# PROBLEM
Please write out the complete listing that follows, exactly as it reads.

* START MATERIAL *

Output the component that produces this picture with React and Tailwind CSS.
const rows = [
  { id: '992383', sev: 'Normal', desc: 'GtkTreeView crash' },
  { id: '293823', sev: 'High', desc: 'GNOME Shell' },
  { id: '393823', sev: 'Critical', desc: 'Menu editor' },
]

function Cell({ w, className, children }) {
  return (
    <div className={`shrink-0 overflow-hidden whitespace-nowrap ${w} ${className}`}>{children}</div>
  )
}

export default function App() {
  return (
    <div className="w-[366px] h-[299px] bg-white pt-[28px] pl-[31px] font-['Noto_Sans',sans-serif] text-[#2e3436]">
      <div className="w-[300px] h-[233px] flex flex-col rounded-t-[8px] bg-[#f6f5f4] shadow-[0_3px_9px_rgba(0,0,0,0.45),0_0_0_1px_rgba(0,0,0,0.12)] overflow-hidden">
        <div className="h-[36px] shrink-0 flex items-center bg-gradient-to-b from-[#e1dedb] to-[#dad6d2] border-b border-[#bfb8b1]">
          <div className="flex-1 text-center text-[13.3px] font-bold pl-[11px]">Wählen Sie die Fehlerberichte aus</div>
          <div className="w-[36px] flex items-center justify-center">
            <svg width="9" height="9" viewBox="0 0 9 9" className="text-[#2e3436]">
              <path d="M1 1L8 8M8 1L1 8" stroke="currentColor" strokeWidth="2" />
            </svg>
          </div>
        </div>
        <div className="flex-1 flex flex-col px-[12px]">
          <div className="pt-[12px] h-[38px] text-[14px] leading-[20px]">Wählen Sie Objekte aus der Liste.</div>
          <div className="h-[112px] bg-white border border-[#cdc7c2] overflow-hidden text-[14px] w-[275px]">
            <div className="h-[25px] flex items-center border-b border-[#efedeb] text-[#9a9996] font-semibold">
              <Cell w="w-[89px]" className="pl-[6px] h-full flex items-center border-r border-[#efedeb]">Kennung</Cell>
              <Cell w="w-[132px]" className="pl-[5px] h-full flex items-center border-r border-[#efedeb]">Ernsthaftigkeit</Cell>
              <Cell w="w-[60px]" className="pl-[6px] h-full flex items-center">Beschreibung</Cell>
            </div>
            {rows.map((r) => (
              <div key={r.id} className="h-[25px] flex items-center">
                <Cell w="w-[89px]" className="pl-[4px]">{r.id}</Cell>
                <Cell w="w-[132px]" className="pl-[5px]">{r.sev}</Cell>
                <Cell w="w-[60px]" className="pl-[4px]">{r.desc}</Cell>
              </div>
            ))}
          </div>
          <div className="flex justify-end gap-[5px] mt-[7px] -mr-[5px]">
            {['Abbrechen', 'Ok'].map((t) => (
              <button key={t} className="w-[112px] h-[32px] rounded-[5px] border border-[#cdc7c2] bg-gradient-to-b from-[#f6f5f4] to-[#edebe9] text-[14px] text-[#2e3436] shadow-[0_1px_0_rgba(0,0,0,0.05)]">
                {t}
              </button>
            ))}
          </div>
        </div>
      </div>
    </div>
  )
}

* END MATERIAL *

# REPLY
Output the component that produces this picture with React and Tailwind CSS.
const rows = [
  { id: '992383', sev: 'Normal', desc: 'GtkTreeView crash' },
  { id: '293823', sev: 'High', desc: 'GNOME Shell' },
  { id: '393823', sev: 'Critical', desc: 'Menu editor' },
]

function Cell({ w, className, children }) {
  return (
    <div className={`shrink-0 overflow-hidden whitespace-nowrap ${w} ${className}`}>{children}</div>
  )
}

export default function App() {
  return (
    <div className="w-[366px] h-[299px] bg-white pt-[28px] pl-[31px] font-['Noto_Sans',sans-serif] text-[#2e3436]">
      <div className="w-[300px] h-[233px] flex flex-col rounded-t-[8px] bg-[#f6f5f4] shadow-[0_3px_9px_rgba(0,0,0,0.45),0_0_0_1px_rgba(0,0,0,0.12)] overflow-hidden">
        <div className="h-[36px] shrink-0 flex items-center bg-gradient-to-b from-[#e1dedb] to-[#dad6d2] border-b border-[#bfb8b1]">
          <div className="flex-1 text-center text-[13.3px] font-bold pl-[11px]">Wählen Sie die Fehlerberichte aus</div>
          <div className="w-[36px] flex items-center justify-center">
            <svg width="9" height="9" viewBox="0 0 9 9" className="text-[#2e3436]">
              <path d="M1 1L8 8M8 1L1 8" stroke="currentColor" strokeWidth="2" />
            </svg>
          </div>
        </div>
        <div className="flex-1 flex flex-col px-[12px]">
          <div className="pt-[12px] h-[38px] text-[14px] leading-[20px]">Wählen Sie Objekte aus der Liste.</div>
          <div className="h-[112px] bg-white border border-[#cdc7c2] overflow-hidden text-[14px] w-[275px]">
            <div className="h-[25px] flex items-center border-b border-[#efedeb] text-[#9a9996] font-semibold">
              <Cell w="w-[89px]" className="pl-[6px] h-full flex items-center border-r border-[#efedeb]">Kennung</Cell>
              <Cell w="w-[132px]" className="pl-[5px] h-full flex items-center border-r border-[#efedeb]">Ernsthaftigkeit</Cell>
              <Cell w="w-[60px]" className="pl-[6px] h-full flex items-center">Beschreibung</Cell>
            </div>
            {rows.map((r) => (
              <div key={r.id} className="h-[25px] flex items-center">
                <Cell w="w-[89px]" className="pl-[4px]">{r.id}</Cell>
                <Cell w="w-[132px]" className="pl-[5px]">{r.sev}</Cell>
                <Cell w="w-[60px]" className="pl-[4px]">{r.desc}</Cell>
              </div>
            ))}
          </div>
          <div className="flex justify-end gap-[5px] mt-[7px] -mr-[5px]">
            {['Abbrechen', 'Ok'].map((t) => (
              <button key={t} className="w-[112px] h-[32px] rounded-[5px] border border-[#cdc7c2] bg-gradient-to-b from-[#f6f5f4] to-[#edebe9] text-[14px] text-[#2e3436] shadow-[0_1px_0_rgba(0,0,0,0.05)]">
                {t}
              </button>
            ))}
          </div>
        </div>
      </div>
    </div>
  )
}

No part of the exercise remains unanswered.